760 F.3d 490 (6th Cir. 2014), 13-4192, Jama v. Department of Homeland Security
|Citation:||760 F.3d 490|
|Opinion Judge:||CLAY, Circuit Judge.|
|Party Name:||LIBAN MUSE JAMA, Plaintiff-Appellant, v. DEPARTMENT OF HOMELAND SECURITY, et al., Defendants-Appellees|
|Attorney:||Brian J. Halliday, THE LAW OFFICES OF BRIAN J. HALLIDAY, Beachwood, Ohio, for Appellant. Erez Reuveni, OFFICE OF IMMIGRATION LITIGATION, Washington, D.C., for Appellees. Brian J. Halliday, THE LAW OFFICES OF BRIAN J. HALLIDAY, Beachwood, Ohio, for Appellant. Erez Reuveni, OFFICE OF IMMIGRATION LI...|
|Judge Panel:||Before: NORRIS, CLAY, and KETHLEDGE, Circuit Judges.|
|Case Date:||July 25, 2014|
|Court:||United States Courts of Appeals, Court of Appeals for the Sixth Circuit|
Argued May 7, 2014
Appeal from the United States District Court for the Northern District of Ohio at Cleveland. No. 1:12-cv-02881-David D. Dowd, Jr., District Judge.

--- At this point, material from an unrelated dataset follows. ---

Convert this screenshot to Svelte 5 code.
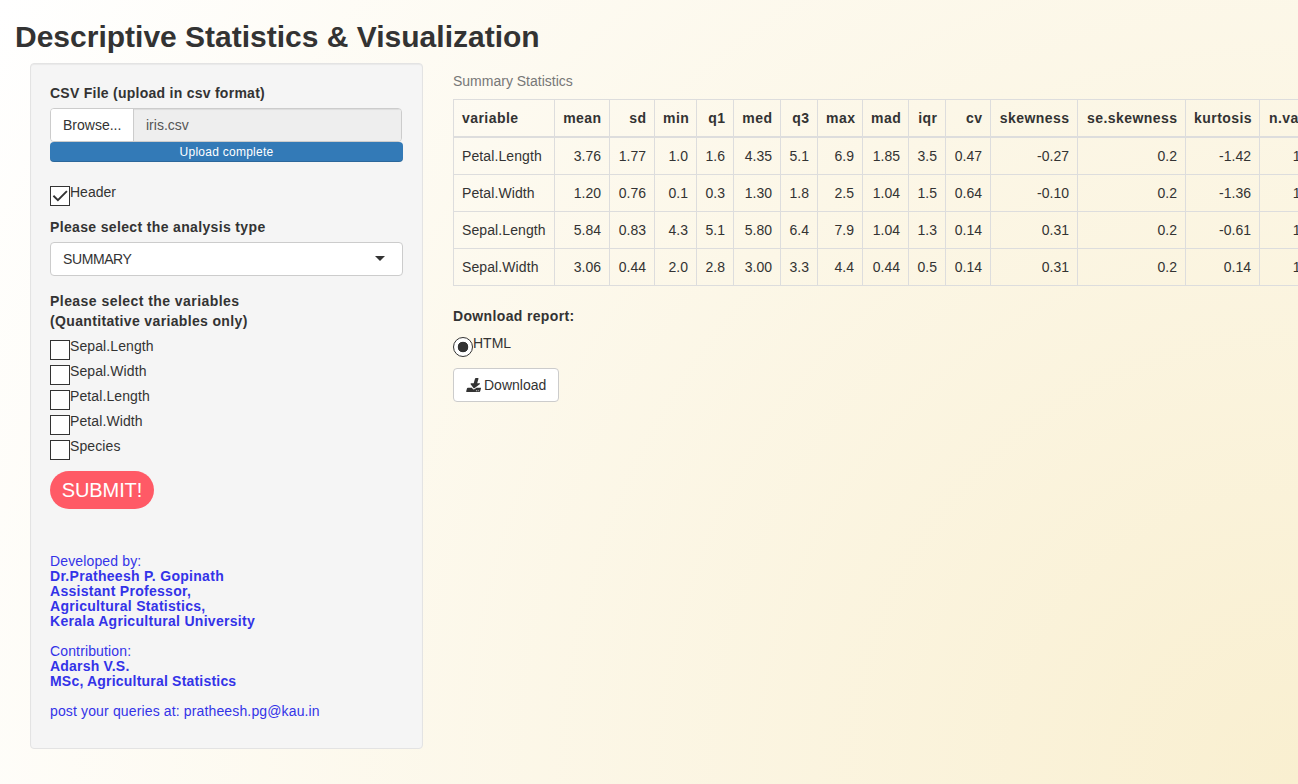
<script>
  const columns = [
    ['variable', 101], ['mean', 55], ['sd', 45], ['min', 42], ['q1', 37],
    ['med', 47], ['q3', 37], ['max', 45], ['mad', 46], ['iqr', 37],
    ['cv', 45], ['skewness', 87], ['se.skewness', 108], ['kurtosis', 74], ['n.valid', 65]
  ];
  const rows = [
    ['Petal.Length', '3.76', '1.77', '1.0', '1.6', '4.35', '5.1', '6.9', '1.85', '3.5', '0.47', '-0.27', '0.2', '-1.42', '150'],
    ['Petal.Width', '1.20', '0.76', '0.1', '0.3', '1.30', '1.8', '2.5', '1.04', '1.5', '0.64', '-0.10', '0.2', '-1.36', '150'],
    ['Sepal.Length', '5.84', '0.83', '4.3', '5.1', '5.80', '6.4', '7.9', '1.04', '1.3', '0.14', '0.31', '0.2', '-0.61', '150'],
    ['Sepal.Width', '3.06', '0.44', '2.0', '2.8', '3.00', '3.3', '4.4', '0.44', '0.5', '0.14', '0.31', '0.2', '0.14', '150']
  ];
  const variables = ['Sepal.Length', 'Sepal.Width', 'Petal.Length', 'Petal.Width', 'Species'];
</script>

<div class="page">
  <h1>Descriptive Statistics &amp; Visualization</h1>
  <div class="layout">
    <form class="sidebar" onsubmit={(e) => e.preventDefault()}>
      <b class="label tight">CSV File (upload in csv format)</b>
      <div class="file">
        <span class="browse">Browse...</span>
        <span class="filename">iris.csv</span>
      </div>
      <div class="progress">Upload complete</div>

      <label class="check header">
        <span class="box">
          <svg width="18" height="18" viewBox="0 0 18 18"><path d="M2.4 8.7 L6.9 13.1 L15.9 4.1" fill="none" stroke="#333" stroke-width="1.9" /></svg>
        </span>
        <span>Header</span>
      </label>

      <b class="label">Please select the analysis type</b>
      <div class="select">
        <span>SUMMARY</span>
        <i class="caret"></i>
      </div>

      <b class="label"><span class="wide">Please select the variables</span><br />(Quantitative variables only)</b>
      <div class="group">
        {#each variables as name}
          <label class="check"><span class="box"></span><span class="name">{name}</span></label>
        {/each}
      </div>

      <button class="submit">SUBMIT!</button>

      <div class="credits">
        <p>Developed by:<br /><b>Dr.Pratheesh P. Gopinath<br />Assistant Professor,<br />Agricultural Statistics,<br />Kerala Agricultural University</b></p>
        <p>Contribution:<br /><b class="tight">Adarsh V.S.<br />MSc, Agricultural Statistics</b></p>
        <p>post your queries at: pratheesh.pg@kau.in</p>
      </div>
    </form>

    <main>
      <div class="caption">Summary Statistics</div>
      <table>
        <colgroup>
          {#each columns as [, width]}<col style="width: {width}px" />{/each}
        </colgroup>
        <thead>
          <tr>{#each columns as [name]}<th>{name}</th>{/each}</tr>
        </thead>
        <tbody>
          {#each rows as row}
            <tr>{#each row as cell}<td>{cell}</td>{/each}</tr>
          {/each}
        </tbody>
      </table>

      <b class="label">Download report:</b>
      <label class="check radio"><span class="ring"></span><span>HTML</span></label>
      <button class="download">
        <svg width="14" height="14" viewBox="0 0 512 512" fill="#333">
          <path transform="translate(143 0) skewX(-15.6)" d="M216 0h80c13.300 0 24 10.700 24 24v168h87.700c17.800 0 26.700 21.500 14.100 34.100L269.700 378.300c-7.500 7.500-19.800 7.500-27.300 0L90.100 226.100c-12.600-12.600-3.700-34.100 14.100-34.100H192V24c0-13.300 10.700-24 24-24zm296 376v112c0 13.300-10.700 24-24 24H24c-13.300 0-24-10.700-24-24V376c0-13.300 10.700-24 24-24h146.700l49 49c20.100 20.100 52.500 20.100 72.600 0l49-49H488c13.300 0 24 10.700 24 24zm-124 88c0-11-9-20-20-20s-20 9-20 20 9 20 20 20 20-9 20-20zm64 0c0-11-9-20-20-20s-20 9-20 20 9 20 20 20 20-9 20-20z" />
        </svg>
        <span>Download</span>
      </button>
    </main>
  </div>
</div>

<style>
  :global(body) {
    margin: 0;
    overflow: hidden;
  }
  .page {
    box-sizing: border-box;
    height: 784px;
    overflow: hidden;
    padding: 16px 15px 0;
    color: #333;
    font: 14px/20px "Liberation Sans", Arial, sans-serif;
    background: radial-gradient(circle at bottom right, #f9efd0, #fff);
  }
  h1 {
    margin: 0;
    font-size: 30px;
    line-height: 41px;
    font-weight: 700;
  }
  .layout {
    display: flex;
    margin-top: 6px;
    padding-left: 15px;
    gap: 30px;
    align-items: flex-start;
  }
  .sidebar {
    box-sizing: border-box;
    flex: 0 0 393px;
    height: 686px;
    padding: 19px;
    background: #f5f5f5;
    border: 1px solid #e3e3e3;
    border-radius: 4px;
    box-shadow: inset 0 1px 1px rgba(0, 0, 0, 0.05);
  }
  .label {
    display: block;
    margin-bottom: 5px;
    letter-spacing: 0.35px;
  }
  .label.tight {
    letter-spacing: 0.26px;
  }
  .wide {
    letter-spacing: 0.45px;
  }
  .file {
    display: flex;
    box-sizing: border-box;
    width: 352px;
    height: 34px;
    border: 1px solid #ccc;
    border-radius: 4px;
    line-height: 32px;
    overflow: hidden;
  }
  .browse {
    box-sizing: border-box;
    width: 83px;
    padding-left: 12px;
    background: #fff;
    border-right: 1px solid #ccc;
  }
  .filename {
    flex: 1;
    padding-left: 12px;
    background: #eee;
    color: #555;
    box-shadow: inset 0 1px 1px rgba(0, 0, 0, 0.075);
  }
  .progress {
    height: 20px;
    background: #337ab7;
    border-radius: 4px;
    box-shadow: inset 0 -1px 0 rgba(0, 0, 0, 0.15);
    color: #fff;
    font-size: 12px;
    letter-spacing: 0.25px;
    text-align: center;
  }
  .check {
    display: flex;
    height: 20px;
    margin-bottom: 5px;
  }
  .name {
    letter-spacing: 0.1px;
  }
  .header {
    margin: 20px 0 15px;
  }
  .box {
    box-sizing: border-box;
    width: 20px;
    height: 20px;
    margin-top: 4px;
    border: 1px solid #333;
    background: #fff;
  }
  .box svg {
    display: block;
  }
  .select {
    display: flex;
    align-items: center;
    justify-content: space-between;
    box-sizing: border-box;
    height: 34px;
    margin-bottom: 15px;
    padding: 0 17px 0 12px;
    background: #fff;
    border: 1px solid #ccc;
    border-radius: 4px;
    letter-spacing: -0.4px;
  }
  .caret {
    margin-top: -2px;
    border: 5px solid transparent;
    border-top-color: #333;
    border-bottom: 0;
  }
  .submit {
    display: block;
    height: 38px;
    width: 104px;
    margin-top: 15px;
    padding: 0;
    border: 0;
    border-radius: 19px;
    background: #ff5a66;
    color: #fff;
    font: 20px/38px "Liberation Sans", Arial, sans-serif;
    letter-spacing: -0.1px;
  }
  .credits {
    margin-top: 45px;
    color: #3333e8;
    line-height: 15px;
    letter-spacing: 0.14px;
  }
  .credits b {
    letter-spacing: 0.29px;
  }
  .credits b.tight {
    letter-spacing: 0.2px;
  }
  .credits p {
    margin: 0 0 15px;
  }
  main {
    flex: none;
  }
  .caption {
    padding: 8px 0;
    color: #777;
  }
  table {
    table-layout: fixed;
    width: 871px;
    margin-bottom: 20px;
    border-collapse: collapse;
  }
  th,
  td {
    padding: 8px;
    border: 1px solid #ddd;
    text-align: right;
    line-height: 20px;
    white-space: nowrap;
  }
  th {
    border-bottom-width: 2px;
    padding-right: 7.5px;
    letter-spacing: 0.45px;
  }
  th:first-child,
  td:first-child {
    text-align: left;
  }
  td:first-child {
    letter-spacing: 0.1px;
  }
  .radio {
    margin: 7px 0 15px;
  }
  .ring {
    box-sizing: border-box;
    width: 20px;
    height: 20px;
    margin-top: 4px;
    border: 1px solid #333;
    border-radius: 50%;
    background: radial-gradient(circle, #333 5px, #fff 5.6px);
  }
  .download {
    display: flex;
    align-items: center;
    gap: 4px;
    box-sizing: border-box;
    width: 106px;
    height: 34px;
    padding: 0 12px;
    border: 1px solid #ccc;
    border-radius: 4px;
    background: #fff;
    color: #333;
    font: 14px/20px "Liberation Sans", Arial, sans-serif;
  }
  .download svg {
    overflow: visible;
  }
</style>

Plaintiff Liban Muse Jama appeals the district court's dismissal of his complaint seeking judicial review, under the Administrative Procedure Act (" APA" ), 5 U.S.C. § 551, et seq. (2011), of certain actions by the United States Citizenship and Immigration Service (" USCIS" ), including USCIS's termination of Jama's refugee status. For the reasons that follow, we hold that termination of refugee status and denial of a status adjustment application are not " final agency actions" reviewable in district court under the APA, and AFFIRM the district court's dismissal of Jama's complaint on the basis of Jama's failure to state a claim under the APA.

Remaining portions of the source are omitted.